Site icon AgeWage: Making your money work as hard as you do

Our beaches stink – but not as much as our politics.

We are now but a week away from the result of the Tory leadership campaign which coincides with the end of the summer holiday this nation has been taking. Not all of us have stopped, but it feels as if the machinery of Government has been parked in a lay-by awaiting the arrival of a new Prime Minister.

Meanwhile Conservative MPs appear to be waking up “for the first time” to the concerns of constituents who have no idea how they are going to cope with a problem that is entirely out of their control but totally their responsibility.

Conservative MPs have voiced growing concern over the impact of energy price rises on households and business, following the regulator Ofgem’s announcement on Friday that the energy price cap would increase by 80 per cent in October, taking bills up to £3,549 for the average user.

“I’m hearing from constituents who are reaching out for the first time worried about how they will get through this winter,” one senior Tory MP told the Financial Times. “Some of the existing help packages don’t even touch the sides.”

“Out of touch” – “tone deaf”, call them what you like , it is hard not to agree with this assessment of the current Government.

 

To ask , as the pro-tem Prime Minister is doing, for Britain to be resilient is to assume there is a financial buffer with which that resilience can come from. For many people there is no financial buffer. There are benefits, there may be a little savings, there is money in a pension pot (or three) but there is no plan in place for the financial disaster of bills “no honest man can pay”.

Boris Johnson tells us there will be a package put in place to save “constituents” but Liz Truss is not a detail person (any more than Johnson is). We have no trusted helmsman.

I support Gina Miller in this.

Her letter to the party leaders can be accessed from this link.

I spoke to one former Treasury mandarin last week who had worked for both Truss and Sunak. Her estimate was that Sunak has an eye for sums while Truss has an eye for her image and if she is right , then we are in big trouble.
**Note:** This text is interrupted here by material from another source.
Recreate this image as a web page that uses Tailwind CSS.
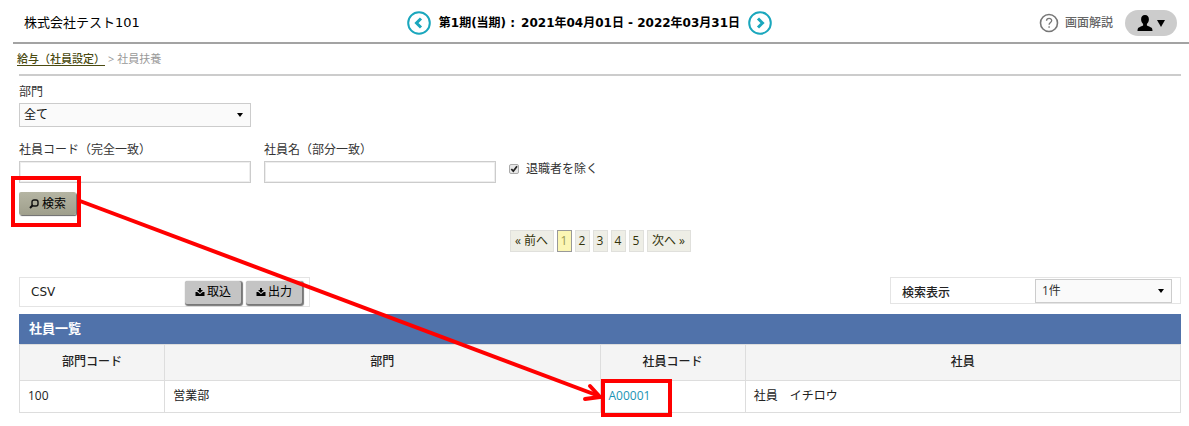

Add to that , we are likely to have yet another Cabinet clear-out, another raft of ministers and junior ministers new to their jobs and one wonders if this country is being run for or by the Conservative party,

Frankly it is not good enough that we are facing the next few months without any leadership at all. This leadership election was not brought about by necessity – nobody died. It was brought about by an Inter-Nicene row within a political party about who was best placed to lead it into the next election.

The last six months have shown us that the current Conservative party puts itself beyond its country and that stinks – almost as much as our beaches.